Hierbei bin ich auf einen Artikel in der "Zeit" aus dem Jahr 1965 gestoßen
"Sepp Dietrich saß auf der Empore"
es geht um ein HIAG-Treffen in Rendsburg 1965. Laut dem Zeitungsartikel sprachen unter vielen anderen auch mehrere Bundestagsabgeordnete, außerdem wurden Grußworte verlesen.

Aus dem verlinkten Artikel:
Dann traten noch die Bundesta'gsabgeordneten Otto Eisenmann (FDP), Bremer und Glüsing (CDU) ans Rednerpult. Zuvor waren „Grußtelegramme" des CDU-Wissenschaftsministers Stoltenberg, des SPD-Wehrexperten Helmut Schmidt und des neuen CDU-Abgeordneten Olaf von Wrangel verlesen worden. Dafür gab es viel Beifall
Die `68er werden in letzter Zeit oft geschmäht und geschimpft, für vielerlei, zu Recht und auch zu Unrecht....

Aber dies, liebe Forianerinnen und Forianer, wäre schon 1970 nicht mehr möglich gewesen.
 
Adenauer hat sich doch mit Hans Globke auch eine "schöne" Klamotte geleistet. Der Herr hat doch den Kommentar zu den Nürnberger Rassegesetzten verfasst. Unbewiesen ist die Frage, das er angeblich auch deren Formulierung mitgewirkt haben soll.
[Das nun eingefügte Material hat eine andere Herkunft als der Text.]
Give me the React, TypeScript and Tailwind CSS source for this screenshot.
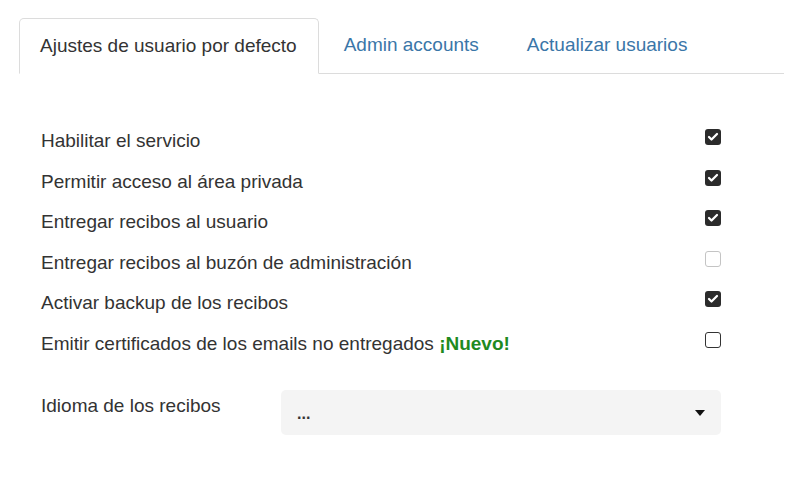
import { Check } from "lucide-react";

type Row = { label: string; checked: boolean; isNew?: boolean; faint?: boolean };

const rows: Row[] = [
  { label: "Habilitar el servicio", checked: true },
  { label: "Permitir acceso al área privada", checked: true },
  { label: "Entregar recibos al usuario", checked: true },
  { label: "Entregar recibos al buzón de administración", checked: false, faint: true },
  { label: "Activar backup de los recibos", checked: true },
  { label: "Emitir certificados de los emails no entregados", checked: false, isNew: true },
];

function Box({ checked, faint }: { checked: boolean; faint?: boolean }) {
  if (checked)
    return <span className="flex h-4 w-4 items-center justify-center rounded-[3px] bg-[#2b2b2b]"><Check className="h-3 w-3 text-white" strokeWidth={4.5} /></span>;
  return <span className={`block h-4 w-4 rounded-[3px] bg-white ${faint ? "border border-[#c4c4c4]" : "border-[1.5px] border-[#333]"}`} />;
}

export default function App() {
  return <div className="h-[480px] w-[800px] bg-white text-[#333]" style={{ fontFamily: '"Liberation Sans", Arial, sans-serif' }}>
    <div className="ml-[19px] mr-4 flex border-b border-[#dcdcdc] pt-[18px] text-[19px]">
      <div className="-mb-px rounded-t-[5px] border border-b-white border-[#dcdcdc] bg-white py-[15px] pl-5 pr-[21px] leading-[24px]">Ajustes de usuario por defecto</div>
      <div className="py-[15px] pl-[25px] pr-[28px] leading-[24px] text-[#3a76a8]">Admin accounts</div>
      <div className="px-5 py-[15px] leading-[24px] text-[#3a76a8]">Actualizar usuarios</div>
    </div>
    <div className="pl-[41px] pr-[79px] pt-[47px] text-[19px]">
      {rows.map((r) => <div key={r.label} className="flex h-[40.5px] items-start justify-between">
        <span className="pt-[6px]">{r.label}{r.isNew ? <b className="text-[#1f8a1f]"> ¡Nuevo!</b> : null}</span>
        <span className="pt-[8px]"><Box checked={r.checked} faint={r.faint} /></span>
      </div>)}
      <div className="mt-[25px] flex items-start">
        <span className="w-[240px] pt-[3px]">Idioma de los recibos</span>
        <div className="mt-[1px] flex h-[45px] flex-1 items-center justify-between rounded-[5px] bg-[#f4f4f4] pl-4 pr-4 text-[16px] font-bold">
          <span className="pt-[3px]">...</span>
          <svg width="10" height="6" viewBox="0 0 10 6"><path d="M0 0h10L5 6z" fill="#111" /></svg>
        </div>
      </div>
    </div>
  </div>;
}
Die Filbinger Affäre war doch auch vom "allerfeinsten", was die Republik an Skandalen so alles erleben durfte.
 
Adenauer hat sich doch mit Hans Globke auch eine "schöne" Klamotte geleistet. Der Herr hat doch den Kommentar zu den Nürnberger Rassegesetzten verfasst. Unbewiesen ist die Frage, das er angeblich auch deren Formulierung mitgewirkt haben soll.
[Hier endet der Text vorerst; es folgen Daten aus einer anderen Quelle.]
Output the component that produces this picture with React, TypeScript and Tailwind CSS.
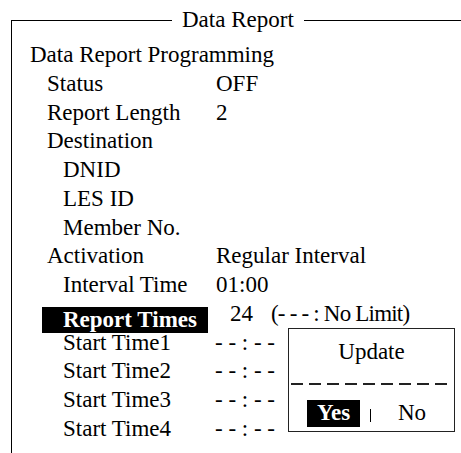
const rows: { label: string; indent: number; value?: string }[] = [
  { label: 'Data Report Programming', indent: 18 },
  { label: 'Status', indent: 35, value: 'OFF' },
  { label: 'Report Length', indent: 35, value: '2' },
  { label: 'Destination', indent: 35 },
  { label: 'DNID', indent: 51 },
  { label: 'LES ID', indent: 51 },
  { label: 'Member No.', indent: 51 },
  { label: 'Activation', indent: 35, value: 'Regular Interval' },
  { label: 'Interval Time', indent: 51, value: '01:00' },
];

const startTimes = ['Start Time1', 'Start Time2', 'Start Time3', 'Start Time4'];

function Row({ label, indent, value }: { label: string; indent: number; value?: string }) {
  return (
    <div className="flex h-[28.75px] whitespace-nowrap">
      <span style={{ paddingLeft: indent }} className="w-[204px] shrink-0">
        {label}
      </span>
      {value && <span>{value}</span>}
    </div>
  );
}

export default function App() {
  return (
    <div className="relative flex h-[453px] w-[461px] flex-col overflow-hidden bg-white pt-[5px] font-['Liberation_Serif','Times_New_Roman',serif] text-[23px] leading-[28.75px] text-black">
      {/* Title bar */}
      <div className="flex h-[29px] shrink-0 items-start">
        <div className="ml-[11px] mt-[15px] h-[14px] w-[161px] border-l border-t border-black" />
        <span className="px-[10px] leading-[29px]">Data Report</span>
        <div className="mt-[15px] h-px flex-1 bg-black" />
      </div>

      {/* Body */}
      <div className="ml-[11px] flex-1 border-l border-black pt-[7px]">
        {rows.map((r) => (
          <Row key={r.label} {...r} />
        ))}

        {/* Selected row */}
        <div className="flex h-[28.75px] items-start whitespace-nowrap">
          <div className="ml-[30px] mt-[7px] flex h-[26px] w-[166px] shrink-0 items-center bg-black pl-[21px] font-bold leading-[26px] text-white">
            Report Times
          </div>
          <span className="ml-[22px]">24</span>
          <span className="ml-[18px] tracking-[-0.8px]">(- - - : No Limit)</span>
        </div>

        {startTimes.map((s) => (
          <div key={s} className="flex h-[28.75px] whitespace-nowrap">
            <span className="w-[203px] shrink-0 pl-[51px]">{s}</span>
            <span>- - : - -</span>
          </div>
        ))}
      </div>

      {/* Update dialog */}
      <div className="absolute left-[288px] top-[328px] flex h-[104px] w-[167px] flex-col border border-[#222] bg-white">
        <div className="pt-[11px] text-center leading-[24px]">Update</div>
        <div className="ml-[2px] mt-[19px] h-[1.5px] w-[156px] bg-[repeating-linear-gradient(90deg,#222_0_12px,transparent_12px_18px)]" />
        <div className="mt-[15px] flex h-[27px] items-center">
          <span className="ml-[18px] flex h-[27px] w-[53px] items-center justify-center bg-black font-bold text-white">
            Yes
          </span>
          <span className="ml-[10px] h-[13px] w-px translate-y-[2px] bg-black" />
          <span className="ml-[27px]">No</span>
        </div>
      </div>
    </div>
  );
}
Die Filbinger Affäre war doch auch vom "allerfeinsten", was die Republik an Skandalen so alles erleben durfte.


Natürlich hat Adenauer auch....
Damit kein Zweifel aufkommt, ALLE haben.

Meinen o.g. Meinung will ich auch so verstanden sehen, dass das nach "68" eben nicht mehr gemacht wurde, gar nicht mehr möglich war.
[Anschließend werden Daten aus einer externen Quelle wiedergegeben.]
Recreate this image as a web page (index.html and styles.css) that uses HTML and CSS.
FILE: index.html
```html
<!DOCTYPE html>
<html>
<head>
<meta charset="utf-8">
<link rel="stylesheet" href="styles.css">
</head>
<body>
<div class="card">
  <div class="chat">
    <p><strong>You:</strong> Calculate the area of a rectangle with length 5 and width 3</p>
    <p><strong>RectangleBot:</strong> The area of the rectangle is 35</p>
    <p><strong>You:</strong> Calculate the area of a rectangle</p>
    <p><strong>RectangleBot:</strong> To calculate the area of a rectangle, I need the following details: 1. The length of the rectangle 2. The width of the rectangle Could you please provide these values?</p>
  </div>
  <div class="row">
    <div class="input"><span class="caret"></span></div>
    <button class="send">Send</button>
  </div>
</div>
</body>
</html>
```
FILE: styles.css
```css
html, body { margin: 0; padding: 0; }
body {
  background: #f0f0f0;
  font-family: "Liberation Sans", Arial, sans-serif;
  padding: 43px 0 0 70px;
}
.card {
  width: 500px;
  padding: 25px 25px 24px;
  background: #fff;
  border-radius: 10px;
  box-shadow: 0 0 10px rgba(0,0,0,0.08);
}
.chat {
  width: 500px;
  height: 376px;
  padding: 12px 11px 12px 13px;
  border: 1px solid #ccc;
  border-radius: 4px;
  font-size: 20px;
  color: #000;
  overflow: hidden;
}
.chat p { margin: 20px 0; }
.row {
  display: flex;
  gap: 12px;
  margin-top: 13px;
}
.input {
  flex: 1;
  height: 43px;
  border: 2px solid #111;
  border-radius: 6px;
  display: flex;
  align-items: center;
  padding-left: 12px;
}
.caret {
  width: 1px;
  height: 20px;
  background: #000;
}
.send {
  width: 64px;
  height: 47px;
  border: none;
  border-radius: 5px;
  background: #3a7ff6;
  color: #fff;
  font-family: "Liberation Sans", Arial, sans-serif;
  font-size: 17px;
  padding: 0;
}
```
In den 70ern war der "Stukaoberst" Rudel in einer Kaserne zu Gast. Als das der damalige Verteidigungsminister Leber erfuhr, hat er die "Gastgeber" zur Verantwortung gezogen. "Solange ich Verteidigungsminister bin, kommt dieser Kerl in keine Kaserne rein".
Klingt wesentlich vernünftiger als ein Gruß-Telegramm zum HIAG-Treffen.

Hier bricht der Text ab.